Added Judith Stacey, “We have a great time schmoozing with people, but you can hardly get (time) on the court.”
A few pickleball supporters from outside Piedmont spoke as well, and praised the community’s diversity, friendliness, and openness. Resident Rick Schiller said, “This represents Piedmont in the most favorable possible light.”
Some speakers who opposed the exclusive pickleball trial at Beach said the city doesn’t necessarily need non-Piedmonters taking up precious space and time on the city’s sports courts, or that non-residents should at least have to pay for the privilege.
And regardless of which pickleballers will be using Beach during the trial, Wednesday’s commission vote is considered a “takeaway” by people who have been playing tennis regularly there.
“You have no right to put one community’s well-being over another’s,” said Amy Vallerie, who brought with her a petition signed by 238 people who oppose the idea of a pickleball-only trial period at Beach.
The Beach courts were selected for the pickleball trial trial because they are Piedmont’s least-used tennis courts, and because those tennis court facilities are too small for use in formal competitive play, not having the required room to move around the net posts when those posts are properly spaced. They are also overdue for major repairs, Putzer told the commission, primarily to fix large cracks in the playing surface caused by the roots of nearby trees. Those repairs, she added, are scheduled for after the trial ends July 31.
Vallerie contended that the poor condition of the courts might well be keeping some tennis players away, and one reason why Beach is the least utilized of Piedmont’s tennis courts.
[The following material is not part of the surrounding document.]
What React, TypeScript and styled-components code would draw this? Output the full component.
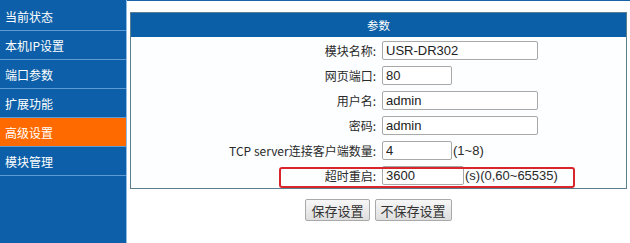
import React from "react";
import styled, { createGlobalStyle } from "styled-components";

const GlobalStyle = createGlobalStyle`
  html, body {
    margin: 0;
    padding: 0;
    background: #ffffff;
  }
  body {
    font-family: "Noto Sans CJK SC", "Liberation Sans", sans-serif;
  }
`;

const Page = styled.div`
  display: flex;
  width: 630px;
  height: 243px;
  overflow: hidden;
`;

const Sidebar = styled.nav`
  width: 126px;
  flex: none;
  padding-top: 2px;
  background: #0c5fa8;
  border-right: 1px solid #8dbbe3;
  box-sizing: content-box;
`;

const NavItem = styled.div<{ $active?: boolean }>`
  height: 28px;
  display: flex;
  align-items: center;
  padding-left: 5px;
  font-size: 12px;
  color: #ffffff;
  background: ${(p) => (p.$active ? "#ff6a00" : "transparent")};
  border-bottom: 1px solid #5d9bd2;
`;

const Main = styled.main`
  flex: 1;
  border-top: 1px solid #1a62a8;
  padding: 11px 0 0 3px;
`;

const Panel = styled.section`
  width: 495px;
  border: 1px solid #5b7f8f;
  background: #fcfeff;
`;

const PanelHeader = styled.div`
  height: 24px;
  display: flex;
  align-items: center;
  justify-content: center;
  background: #0a5fa7;
  color: #ffffff;
  font-size: 11.5px;
`;

const PanelBody = styled.div`
  padding-top: 1px;
`;

const Row = styled.div<{ $highlight?: boolean }>`
  position: relative;
  height: 25px;
  display: grid;
  grid-template-columns: 245px auto;
  column-gap: 6px;
  align-items: center;

  ${(p) =>
    p.$highlight &&
    `
    &::after {
      content: "";
      position: absolute;
      left: 148px;
      top: 4px;
      bottom: 0;
      width: 296px;
      border: 2px solid #d8262c;
      border-radius: 3px;
      box-sizing: border-box;
      pointer-events: none;
    }
  `}
`;

const Label = styled.label`
  text-align: right;
  font-size: 12px;
  color: #2a2a2a;
  white-space: nowrap;
`;

const Field = styled.div`
  display: flex;
  align-items: center;
  gap: 1px;
`;

const Input = styled.input<{ $w: number }>`
  width: ${(p) => p.$w}px;
  height: 19px;
  box-sizing: border-box;
  margin: 0;
  padding: 0 3px;
  border: 1px solid #a8a8a8;
  border-radius: 2px;
  background: #ffffff;
  font-family: "Liberation Sans", Arial, sans-serif;
  font-size: 13px;
  color: #222222;
  outline: none;
`;

const Hint = styled.span`
  font-family: "Liberation Sans", Arial, sans-serif;
  font-size: 13px;
  color: #2a2a2a;
`;

const Actions = styled.div`
  width: 497px;
  display: flex;
  justify-content: center;
  gap: 5px;
  margin-top: 10px;
`;

const Button = styled.button`
  height: 22px;
  padding: 0 5px;
  border: 1px solid #a9a9a9;
  border-radius: 2px;
  background: linear-gradient(#f7f7f7, #dedede);
  font-family: "Noto Sans CJK SC", sans-serif;
  font-size: 13px;
  color: #333333;
  cursor: pointer;
`;

const navItems = ["当前状态", "本机IP设置", "端口参数", "扩展功能", "高级设置", "模块管理"];

const fields = [
  { label: "模块名称:", value: "USR-DR302", w: 156 },
  { label: "网页端口:", value: "80", w: 70 },
  { label: "用户名:", value: "admin", w: 156 },
  { label: "密码:", value: "admin", w: 156 },
  { label: "TCP server连接客户端数量:", value: "4", w: 70, hint: "(1~8)" },
  { label: "超时重启:", value: "3600", w: 82, hint: "(s)(0,60~65535)", highlight: true },
];

const App: React.FC = () => {
  return (
    <>
      <GlobalStyle />
      <Page>
        <Sidebar>
          {navItems.map((item) => (
            <NavItem key={item} $active={item === "高级设置"}>
              {item}
            </NavItem>
          ))}
        </Sidebar>
        <Main>
          <Panel>
            <PanelHeader>参数</PanelHeader>
            <PanelBody>
              {fields.map((f) => (
                <Row key={f.label} $highlight={f.highlight}>
                  <Label>{f.label}</Label>
                  <Field>
                    <Input $w={f.w} defaultValue={f.value} />
                    {f.hint && <Hint>{f.hint}</Hint>}
                  </Field>
                </Row>
              ))}
            </PanelBody>
          </Panel>
          <Actions>
            <Button>保存设置</Button>
            <Button>不保存设置</Button>
          </Actions>
        </Main>
      </Page>
    </>
  );
};

export default App;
A few speakers also said they found the methodology for carrying out this trial inequitable, and that the detailed data laid out in Putzer’s report should have been discussed publicly at least a month or two ago.
In voting to approve the five-month trial, commissioners including Dick Carter said issues that come up, problems that arise, and changes that should be made can all be discussed, and possibly implemented, during the trial.
Commissioner Amir Verani, the lone “no” vote on the pickleball trial, praised Putzer’s report and its data, but suggested the trial should either be delayed a month to get more information out about it, or be lengthened to also include the Hampton courts as part of the trial. Neither of those concepts received broader commission support. However, pickleball hours at the Hampton courts will be suspended during the trial period, making eight of the city’s 10 tennis courts available full-time for tennis play.
The Rec Commission plans to accept more public comments on the Beach pickleball trial at commission meetings on April 19 and on June 21. The city also plans to conduct a community survey about the trial this spring, while the trial is in progress.
At that same time, the Rec Commission will consider all the feedback received, examine court use patterns and demand for pickleball court time and related pickleball activities. Based on those findings, the commission will then draft a formal recommendation to the City Council as to whether the Beach courts should ultimately be striped for both tennis and pickleball, or for pickleball only.